While the Wada review may have exonerated the swimmers and China’s anti-doping programme, some athletes might struggle to overcome scepticism, Clareburt said.
“I feel it may have tarnished their reputation. Do we trust that they’re doing their best for us?” he asked. “Maybe some athletes will feel uneasy about how it’s happened.
“If the pending review comes back and shows the processes have been followed as normal then, as athletes, the only thing we can do is trust that.”
Doping-related concerns have previously cast a cloud over major sporting events.
It marred the 2019 swimming world championships in Gwangju, where Australia’s Mack Horton refused to mount a medal podium with Chinese swimmer Sun Yang.
Triple Olympic champion Sun had served a three-month suspension in 2014 for testing positive for TMZ and was banned for eight years in 2020 for another doping offence, halved to four years on appeal.
Clareburt was focused more on being in top shape for his Olympic tilt than the loopholes of the world anti-doping code.
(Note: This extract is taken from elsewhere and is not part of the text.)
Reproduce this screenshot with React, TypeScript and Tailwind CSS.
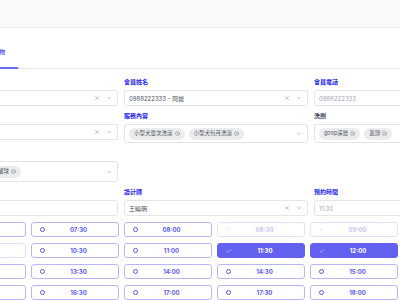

Still, those charged with protecting fair sport could take another look at anti-doping processes, he said, and make all countries come clean about their athletes’ test results regardless of their culpability or innocence.
“From the perspective of a New Zealand athlete who gets tested often, we know that if we come back with a positive, our name is going to be on a website saying that this person has been banned,” he said.
“We all signed up to the same (anti-doping) rules so we should be treated equally and fairly.”